One of the most dangerous aspects of the Trump presidency is it obscures the systemic anti-Black nature of policing that could only exist with Democratic Party acquiescence and collaboration. The police tactics that Mateo found to be so devastating were praised by City leadership in the hours following the protests.
As I’ve gone back to look at contemporary statements from City leadership from the end of May and the beginning of June, I’ve been unable to find any language remotely critical of the Dayton Police Department’s tactics during those two days of protests.
“I’ve been talking to other cities across the state of Ohio and they have had the same experience,” Mayor Whaley told WHIO. “The protest goes fine, it is the dissipation of a couple of people trying to get around, trying to get on the interstate, trying to cause some problem. It’s not even the protests, it’s just these small groups. With what they do, they are not set to have their voice heard; they are set to destruct. And so we have to protect the community.”
The current City leadership has all the outward appearances of standing with Black protestors and women. But its actions—enacting curfews to quiet protests, using riot police known to escalate tensions, and launching tear gas some experts believe could have deleterious effects on women’s reproductive health—are at odds with authentically supporting Black Lives Matter and intersectional feminism.

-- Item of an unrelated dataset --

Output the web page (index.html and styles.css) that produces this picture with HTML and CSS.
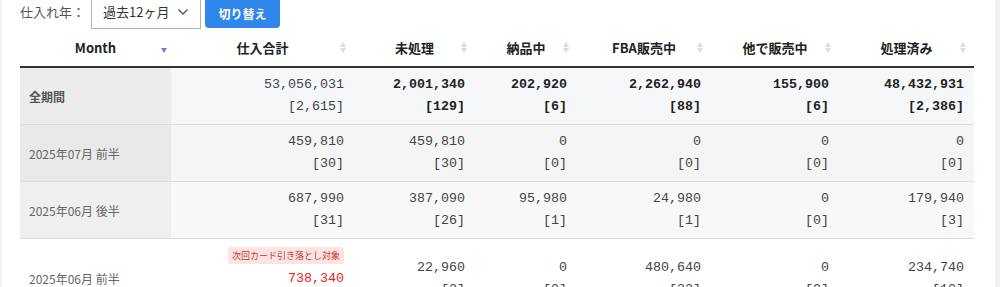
FILE: index.html
```html
<!DOCTYPE html>
<html lang="ja">
<head>
<meta charset="utf-8">
<link rel="stylesheet" href="styles.css">
</head>
<body>
<div class="page">
  <div class="controls">
    <span class="label">仕入れ年：</span>
    <div class="select">
      <span>過去12ヶ月</span>
      <svg class="chev" width="12" height="8" viewBox="0 0 12 8"><path d="M1.5 1.5 L6 6 L10.5 1.5" fill="none" stroke="#555" stroke-width="1.4"/></svg>
    </div>
    <button class="btn">切り替え</button>
  </div>
  <table class="tbl">
    <colgroup>
      <col style="width:151px"><col style="width:183px"><col style="width:121px"><col style="width:102px"><col style="width:134px"><col style="width:128px"><col style="width:135px">
    </colgroup>
    <thead>
      <tr>
        <th>Month<span class="sort-desc"></span></th>
        <th>仕入合計<span class="sort"></span></th>
        <th>未処理<span class="sort"></span></th>
        <th>納品中<span class="sort"></span></th>
        <th>FBA販売中<span class="sort"></span></th>
        <th>他で販売中<span class="sort"></span></th>
        <th>処理済み<span class="sort"></span></th>
      </tr>
    </thead>
    <tbody>
      <tr class="r1">
        <td class="m strong">全期間</td>
        <td class="n">53,056,031<br>[2,615]</td>
        <td class="n b">2,001,340<br>[129]</td>
        <td class="n b">202,920<br>[6]</td>
        <td class="n b">2,262,940<br>[88]</td>
        <td class="n b">155,900<br>[6]</td>
        <td class="n b">48,432,931<br>[2,386]</td>
      </tr>
      <tr class="r2">
        <td class="m">2025年07月 前半</td>
        <td class="n">459,810<br>[30]</td>
        <td class="n">459,810<br>[30]</td>
        <td class="n">0<br>[0]</td>
        <td class="n">0<br>[0]</td>
        <td class="n">0<br>[0]</td>
        <td class="n">0<br>[0]</td>
      </tr>
      <tr class="r3">
        <td class="m">2025年06月 後半</td>
        <td class="n">687,990<br>[31]</td>
        <td class="n">387,090<br>[26]</td>
        <td class="n">95,980<br>[1]</td>
        <td class="n">24,980<br>[1]</td>
        <td class="n">0<br>[0]</td>
        <td class="n">179,940<br>[3]</td>
      </tr>
      <tr class="r4">
        <td class="m">2025年06月 前半</td>
        <td class="n"><span class="badge">次回カード引き落とし対象</span><br><span class="red">738,340</span><br>[30]</td>
        <td class="n">22,960<br>[2]</td>
        <td class="n">0<br>[0]</td>
        <td class="n">480,640<br>[22]</td>
        <td class="n">0<br>[0]</td>
        <td class="n">234,740<br>[10]</td>
      </tr>
    </tbody>
  </table>
</div>
</body>
</html>
```

FILE: styles.css
```css
html, body {
  margin: 0;
  padding: 0;
  background: #f1f1f1;
  overflow: hidden;
}
body {
  font-family: "Noto Sans CJK JP", "Noto Sans", sans-serif;
  color: #333;
}
.page {
  background: #fff;
  margin: 0 5px 0 2px;
  padding: 0 0 40px 18px;
  min-height: 287px;
}
.controls {
  display: flex;
  align-items: center;
  height: 37px;
  margin-top: -8px;
}
.label {
  font-size: 13px;
  color: #555;
  width: 71px;
  padding-top: 2px;
}
.select {
  box-sizing: border-box;
  width: 110px;
  height: 37px;
  border: 1px solid #b5b5b5;
  display: flex;
  align-items: center;
  justify-content: space-between;
  padding: 2px 11px 0 11px;
  font-size: 13px;
  color: #333;
}
.chev { margin-top: 1px; }
.btn {
  margin-left: 4px;
  box-sizing: border-box;
  width: 75px;
  height: 36px;
  margin-top: -1px;
  border: none;
  border-radius: 0 0 4px 4px;
  background: #2f86eb;
  color: #fff;
  font-family: "Noto Sans CJK JP", sans-serif;
  font-weight: bold;
  font-size: 12px;
  padding: 6px 0 0;
}
.tbl {
  margin-top: 1px;
  table-layout: fixed;
  width: 954px;
  border-collapse: collapse;
}
.tbl th {
  position: relative;
  height: 35px;
  padding: 0 0 1px;
  font-size: 13px;
  font-weight: bold;
  color: #222;
  text-align: center;
  border-bottom: 2px solid #333;
}
.sort {
  position: absolute;
  right: 6px;
  top: 12px;
  width: 8px;
  height: 11px;
}
.sort::before, .sort::after {
  content: "";
  position: absolute;
  left: 0;
  border-left: 3.5px solid transparent;
  border-right: 3.5px solid transparent;
}
.sort::before {
  top: 0;
  border-bottom: 5px solid #dddddd;
}
.sort::after {
  top: 6px;
  border-top: 5px solid #dddddd;
}
.sort-desc {
  position: absolute;
  right: 4px;
  top: 18px;
  border-left: 3.5px solid transparent;
  border-right: 3.5px solid transparent;
  border-top: 5px solid #7379d8;
}
.tbl td {
  border-bottom: 1px solid #dcdcdc;
  padding: 6px 10px 6px 9px;
  vertical-align: middle;
}
.tbl td.m {
  font-size: 12px;
  color: #666;
}
.tbl td.m.strong {
  font-weight: bold;
  color: #555;
}
.tbl td.n {
  font-family: "Liberation Mono", monospace;
  font-size: 13.33px;
  line-height: 22px;
  text-align: right;
  color: #444;
}
.tbl td.n.b { font-weight: bold; color: #222; }
.r1 td { background: #f6f7f9; }
.r1 td.m { background: #ececec; }
.r2 td { background: #f5f5f5; }
.r2 td.m { background: #e9e9e9; }
.r3 td { background: #f8f8f8; }
.r3 td.m { background: #efefef; }
.r4 td { background: #fff; }
.badge {
  display: inline-block;
  font-family: "Noto Sans CJK JP", sans-serif;
  font-size: 9px;
  line-height: 17px;
  padding: 0 4px;
  margin: 2px 0 4px;
  background: #fde3e3;
  color: #c0392b;
  border-radius: 3px;
}
.red { color: #ee1c25; }
```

For those of us in Dayton who agree with Mateo that the community needs a process for enacting change, the question is who is standing in the way of that locally? The easy boogieman for progressives over the last four years has been the president, but the more uncomfortable answer might just be the Democratic Party itself. That leaves Black communities stuck between an outrageously racist Republic Party and an outrageously cynical Democratic Party. There has to be another way.